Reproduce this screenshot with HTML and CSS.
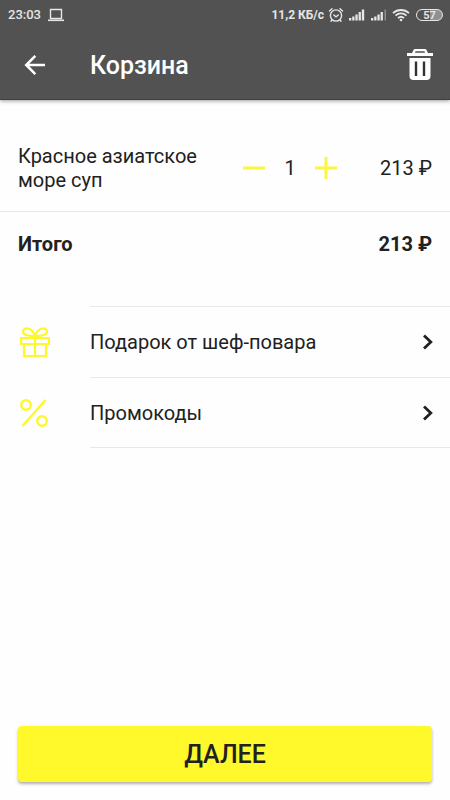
FILE: index.html
```html
<!DOCTYPE html>
<html lang="ru">
<head>
<meta charset="utf-8">
<meta name="viewport" content="width=device-width, initial-scale=1">
<title>Корзина</title>
<link rel="stylesheet" href="styles.css">
</head>
<body>
<div class="screen">
  <header class="top">
    <div class="status">
      <span class="status-time">23:03</span>
      <svg class="laptop" width="18" height="14" viewBox="0 0 18 14" fill="none" stroke="currentColor"><path d="M3.5 1.5h11v9h-11z" stroke-width="1.4"/><path d="M1 12.3h16" stroke-width="1.6"/></svg>
      <span class="status-speed">11,2 КБ/с</span>
      <svg class="alarm" width="16" height="16" viewBox="0 0 16 16" fill="none" stroke="currentColor" stroke-width="1.4" stroke-linecap="round"><circle cx="8" cy="8.5" r="5.6"/><path d="M1.5 4 4 1.8M14.5 4 12 1.8M5.8 8 8 9.8 10.300 8M4 13 3 14.300M12 13l1 1.300"/></svg>
      <svg class="signal" width="18" height="14" viewBox="0 0 18 14" fill="currentColor"><path d="M1 10h2.300v2.500H1zM4.200 8.500h2.300v4H4.200zM7.400 6.500h2.300v6H7.400zM10.600 4h2.300v8.500h-2.300zM13.800 1.500h2.400v11h-2.400z"/></svg>
      <svg class="signal" width="18" height="14" viewBox="0 0 18 14" fill="currentColor"><path d="M1 10h2.300v2.500H1zM4.200 8.500h2.300v4H4.200zM7.400 6.500h2.300v6H7.400zM10.600 4h2.300v8.500h-2.300z"/><path d="M14.500 1.500H16v11h-1.500z" opacity=".4"/></svg>
      <svg class="wifi" width="18" height="14" viewBox="0 0 18 14" fill="none" stroke="currentColor" stroke-width="1.800"><path d="M1 5.200c4.500-4.300 11.500-4.300 16 0M3.500 7.700c3.200-3 7.800-3 11 0M6 10.100c1.800-1.700 4.200-1.700 6 0"/><circle cx="9" cy="12" r="1.300" fill="currentColor" stroke="none"/></svg>
      <span class="battery">57</span>
    </div>
    <div class="appbar">
      <button class="icon-button" type="button" aria-label="Назад">
        <svg width="22" height="22" viewBox="0 0 22 22" fill="none" stroke="currentColor" stroke-width="2.500"><path d="M21 11H3M11.300 1.800 2.200 11l9.100 9.200"/></svg>
      </button>
      <h1 class="title">Корзина</h1>
      <button class="icon-button" type="button" aria-label="Очистить корзину">
        <svg width="26" height="32" viewBox="0 0 26 32"><path fill="currentColor" fill-rule="evenodd" d="M0 4h5l1.500-3Q7 0 8 0h10q1 0 1.500 1L21 4h5v3H0zM8.500 2.300 8 3.700h10l-.5-1.400z"/><path fill="currentColor" d="M2.500 9h21v18q0 4-4 4h-13q-4 0-4-4z"/><path stroke="#333" stroke-width="2.400" d="M9 12.500V27M17 12.500V27"/></svg>
      </button>
    </div>
  </header>

  <main class="content">
    <section class="cart">
      <div class="item">
        <span class="item-name">Красное азиатское море суп</span>
        <div class="stepper">
          <button class="step" type="button" aria-label="Меньше"><svg width="22" height="22" viewBox="0 0 22 22" stroke="currentColor" stroke-width="3"><path d="M0 11h22"/></svg></button>
          <span class="count">1</span>
          <button class="step" type="button" aria-label="Больше"><svg width="22" height="22" viewBox="0 0 22 22" stroke="currentColor" stroke-width="3"><path d="M0 11h22M11 0v22"/></svg></button>
        </div>
        <span class="price">213 ₽</span>
      </div>
      <div class="total"><span>Итого</span><span>213 ₽</span></div>
    </section>

    <nav class="links">
      <a class="link" href="#gift">
        <span class="link-icon"><svg width="30" height="30" viewBox="0 0 30 30" fill="none" stroke="currentColor" stroke-width="2.200"><path d="M1.100 11h27.800v6H1.100zM4 17v12h22V17M15 11v18M15 9C11 9 3 9 3 4.500 3 0 12-.5 15 9ZM15 9c4 0 12 0 12-4.500C27 0 18-.5 15 9Z"/></svg></span>
        <span class="link-body">Подарок от шеф-повара
          <svg width="12" height="16" viewBox="0 0 12 16" fill="none" stroke="currentColor" stroke-width="2.800"><path d="m2 1.500 6.800 6.500L2 14.500"/></svg>
        </span>
      </a>
      <a class="link" href="#promo">
        <span class="link-icon"><svg width="28" height="28" viewBox="0 0 28 28" fill="none" stroke="currentColor" stroke-width="2.400"><circle cx="6" cy="6" r="4.800"/><circle cx="22" cy="22" r="4.800"/><path d="M25.500 1 2.500 27"/></svg></span>
        <span class="link-body">Промокоды
          <svg width="12" height="16" viewBox="0 0 12 16" fill="none" stroke="currentColor" stroke-width="2.800"><path d="m2 1.500 6.800 6.500L2 14.500"/></svg>
        </span>
      </a>
    </nav>
  </main>

  <footer class="footer"><button class="next" type="button">ДАЛЕЕ</button></footer>
</div>
</body>
</html>
```
FILE: styles.css
```css
* { box-sizing: border-box; }

body {
  margin: 0;
  background: #fefefe;
  color: #212121;
  font: 20px/24px Roboto, "Noto Sans", sans-serif;
}

button {
  padding: 0;
  border: 0;
  background: none;
  color: inherit;
  font: inherit;
}

svg { display: block; flex: none; }

.screen {
  display: flex;
  flex-direction: column;
  min-height: 100vh;
}

.top {
  background: #525252;
  color: #fff;
  border-bottom: 1px solid #404040;
  box-shadow: 0 1px 4px rgba(0, 0, 0, 0.4);
}

.status {
  display: flex;
  align-items: center;
  gap: 4px;
  height: 30px;
  padding: 0 7px 0 8px;
  color: #e6e6e6;
  font-size: 13px;
  font-weight: 500;
}

.status-speed {
  margin-left: auto;
  font-size: 12px;
  font-weight: 700;
}

.laptop { margin-left: 2px; }

.battery {
  width: 27px;
  height: 12px;
  margin-left: 2px;
  border: 1px solid #e6e6e6;
  border-radius: 6px;
  background: linear-gradient(90deg, #525252 50%, #909090 50%);
  font-size: 11px;
  font-weight: 700;
  line-height: 11px;
  text-align: center;
}

.appbar {
  display: flex;
  align-items: center;
  height: 69px;
  padding: 0 17px 0 24px;
}

.title {
  flex: 1;
  margin: 0 0 0 44px;
  padding-top: 2px;
  font-size: 25px;
  font-weight: 500;
}

.content { flex: 1; }

.cart { padding-top: 25px; }

.item {
  display: flex;
  align-items: center;
  height: 87px;
  padding: 0 18px;
  border-bottom: 1px solid #e8e8e8;
}

.item-name { flex: 1; padding-right: 32px; }

.stepper {
  display: flex;
  align-items: center;
}

.step { color: #fcf63c; }
.count { width: 50px; text-align: center; }
.price { width: 95px; text-align: right; }

.total {
  display: flex;
  justify-content: space-between;
  padding: 20px 18px;
  font-weight: 700;
}

.links { margin-top: 30px; }

.link {
  display: grid;
  grid-template-columns: 90px 1fr;
  color: inherit;
  text-decoration: none;
}

.link-icon {
  padding: 21px 20px;
  color: #fdf829;
}

.link-body {
  display: flex;
  align-items: center;
  justify-content: space-between;
  padding-right: 16px;
  border-bottom: 1px solid #e8e8e8;
}

.link:first-child .link-body { border-top: 1px solid #e8e8e8; }

.footer { padding: 18px; }

.next {
  display: block;
  width: 100%;
  height: 56px;
  padding-top: 2px;
  border-radius: 4px;
  background: #fff82b;
  box-shadow: 0 2px 3px rgba(0, 0, 0, 0.3);
  font-size: 25px;
  font-weight: 500;
}
```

### Task objective
Write out each line of the data exactly; the images should be left out.

### The result
Reproduce this screenshot with HTML and CSS.
FILE: index.html
```html
<!DOCTYPE html>
<html lang="ru">
<head>
<meta charset="utf-8">
<meta name="viewport" content="width=device-width, initial-scale=1">
<title>Корзина</title>
<link rel="stylesheet" href="styles.css">
</head>
<body>
<div class="screen">
  <header class="top">
    <div class="status">
      <span class="status-time">23:03</span>
      <svg class="laptop" width="18" height="14" viewBox="0 0 18 14" fill="none" stroke="currentColor"><path d="M3.5 1.5h11v9h-11z" stroke-width="1.4"/><path d="M1 12.3h16" stroke-width="1.6"/></svg>
      <span class="status-speed">11,2 КБ/с</span>
      <svg class="alarm" width="16" height="16" viewBox="0 0 16 16" fill="none" stroke="currentColor" stroke-width="1.4" stroke-linecap="round"><circle cx="8" cy="8.5" r="5.6"/><path d="M1.5 4 4 1.8M14.5 4 12 1.8M5.8 8 8 9.8 10.300 8M4 13 3 14.300M12 13l1 1.300"/></svg>
      <svg class="signal" width="18" height="14" viewBox="0 0 18 14" fill="currentColor"><path d="M1 10h2.300v2.500H1zM4.200 8.500h2.300v4H4.200zM7.400 6.500h2.300v6H7.400zM10.600 4h2.300v8.500h-2.300zM13.800 1.500h2.400v11h-2.400z"/></svg>
      <svg class="signal" width="18" height="14" viewBox="0 0 18 14" fill="currentColor"><path d="M1 10h2.300v2.500H1zM4.200 8.500h2.300v4H4.200zM7.400 6.500h2.300v6H7.400zM10.600 4h2.300v8.500h-2.300z"/><path d="M14.500 1.500H16v11h-1.500z" opacity=".4"/></svg>
      <svg class="wifi" width="18" height="14" viewBox="0 0 18 14" fill="none" stroke="currentColor" stroke-width="1.800"><path d="M1 5.200c4.500-4.300 11.500-4.300 16 0M3.500 7.700c3.200-3 7.800-3 11 0M6 10.100c1.800-1.700 4.200-1.700 6 0"/><circle cx="9" cy="12" r="1.300" fill="currentColor" stroke="none"/></svg>
      <span class="battery">57</span>
    </div>
    <div class="appbar">
      <button class="icon-button" type="button" aria-label="Назад">
        <svg width="22" height="22" viewBox="0 0 22 22" fill="none" stroke="currentColor" stroke-width="2.500"><path d="M21 11H3M11.300 1.800 2.200 11l9.100 9.200"/></svg>
      </button>
      <h1 class="title">Корзина</h1>
      <button class="icon-button" type="button" aria-label="Очистить корзину">
        <svg width="26" height="32" viewBox="0 0 26 32"><path fill="currentColor" fill-rule="evenodd" d="M0 4h5l1.500-3Q7 0 8 0h10q1 0 1.500 1L21 4h5v3H0zM8.500 2.300 8 3.700h10l-.5-1.400z"/><path fill="currentColor" d="M2.500 9h21v18q0 4-4 4h-13q-4 0-4-4z"/><path stroke="#333" stroke-width="2.400" d="M9 12.500V27M17 12.500V27"/></svg>
      </button>
    </div>
  </header>

  <main class="content">
    <section class="cart">
      <div class="item">
        <span class="item-name">Красное азиатское море суп</span>
        <div class="stepper">
          <button class="step" type="button" aria-label="Меньше"><svg width="22" height="22" viewBox="0 0 22 22" stroke="currentColor" stroke-width="3"><path d="M0 11h22"/></svg></button>
          <span class="count">1</span>
          <button class="step" type="button" aria-label="Больше"><svg width="22" height="22" viewBox="0 0 22 22" stroke="currentColor" stroke-width="3"><path d="M0 11h22M11 0v22"/></svg></button>
        </div>
        <span class="price">213 ₽</span>
      </div>
      <div class="total"><span>Итого</span><span>213 ₽</span></div>
    </section>

    <nav class="links">
      <a class="link" href="#gift">
        <span class="link-icon"><svg width="30" height="30" viewBox="0 0 30 30" fill="none" stroke="currentColor" stroke-width="2.200"><path d="M1.100 11h27.800v6H1.100zM4 17v12h22V17M15 11v18M15 9C11 9 3 9 3 4.500 3 0 12-.5 15 9ZM15 9c4 0 12 0 12-4.500C27 0 18-.5 15 9Z"/></svg></span>
        <span class="link-body">Подарок от шеф-повара
          <svg width="12" height="16" viewBox="0 0 12 16" fill="none" stroke="currentColor" stroke-width="2.800"><path d="m2 1.500 6.800 6.500L2 14.500"/></svg>
        </span>
      </a>
      <a class="link" href="#promo">
        <span class="link-icon"><svg width="28" height="28" viewBox="0 0 28 28" fill="none" stroke="currentColor" stroke-width="2.400"><circle cx="6" cy="6" r="4.800"/><circle cx="22" cy="22" r="4.800"/><path d="M25.500 1 2.500 27"/></svg></span>
        <span class="link-body">Промокоды
          <svg width="12" height="16" viewBox="0 0 12 16" fill="none" stroke="currentColor" stroke-width="2.800"><path d="m2 1.500 6.800 6.500L2 14.500"/></svg>
        </span>
      </a>
    </nav>
  </main>

  <footer class="footer"><button class="next" type="button">ДАЛЕЕ</button></footer>
</div>
</body>
</html>
```
FILE: styles.css
```css
* { box-sizing: border-box; }

body {
  margin: 0;
  background: #fefefe;
  color: #212121;
  font: 20px/24px Roboto, "Noto Sans", sans-serif;
}

button {
  padding: 0;
  border: 0;
  background: none;
  color: inherit;
  font: inherit;
}

svg { display: block; flex: none; }

.screen {
  display: flex;
  flex-direction: column;
  min-height: 100vh;
}

.top {
  background: #525252;
  color: #fff;
  border-bottom: 1px solid #404040;
  box-shadow: 0 1px 4px rgba(0, 0, 0, 0.4);
}

.status {
  display: flex;
  align-items: center;
  gap: 4px;
  height: 30px;
  padding: 0 7px 0 8px;
  color: #e6e6e6;
  font-size: 13px;
  font-weight: 500;
}

.status-speed {
  margin-left: auto;
  font-size: 12px;
  font-weight: 700;
}

.laptop { margin-left: 2px; }

.battery {
  width: 27px;
  height: 12px;
  margin-left: 2px;
  border: 1px solid #e6e6e6;
  border-radius: 6px;
  background: linear-gradient(90deg, #525252 50%, #909090 50%);
  font-size: 11px;
  font-weight: 700;
  line-height: 11px;
  text-align: center;
}

.appbar {
  display: flex;
  align-items: center;
  height: 69px;
  padding: 0 17px 0 24px;
}

.title {
  flex: 1;
  margin: 0 0 0 44px;
  padding-top: 2px;
  font-size: 25px;
  font-weight: 500;
}

.content { flex: 1; }

.cart { padding-top: 25px; }

.item {
  display: flex;
  align-items: center;
  height: 87px;
  padding: 0 18px;
  border-bottom: 1px solid #e8e8e8;
}

.item-name { flex: 1; padding-right: 32px; }

.stepper {
  display: flex;
  align-items: center;
}

.step { color: #fcf63c; }
.count { width: 50px; text-align: center; }
.price { width: 95px; text-align: right; }

.total {
  display: flex;
  justify-content: space-between;
  padding: 20px 18px;
  font-weight: 700;
}

.links { margin-top: 30px; }

.link {
  display: grid;
  grid-template-columns: 90px 1fr;
  color: inherit;
  text-decoration: none;
}

.link-icon {
  padding: 21px 20px;
  color: #fdf829;
}

.link-body {
  display: flex;
  align-items: center;
  justify-content: space-between;
  padding-right: 16px;
  border-bottom: 1px solid #e8e8e8;
}

.link:first-child .link-body { border-top: 1px solid #e8e8e8; }

.footer { padding: 18px; }

.next {
  display: block;
  width: 100%;
  height: 56px;
  padding-top: 2px;
  border-radius: 4px;
  background: #fff82b;
  box-shadow: 0 2px 3px rgba(0, 0, 0, 0.3);
  font-size: 25px;
  font-weight: 500;
}
```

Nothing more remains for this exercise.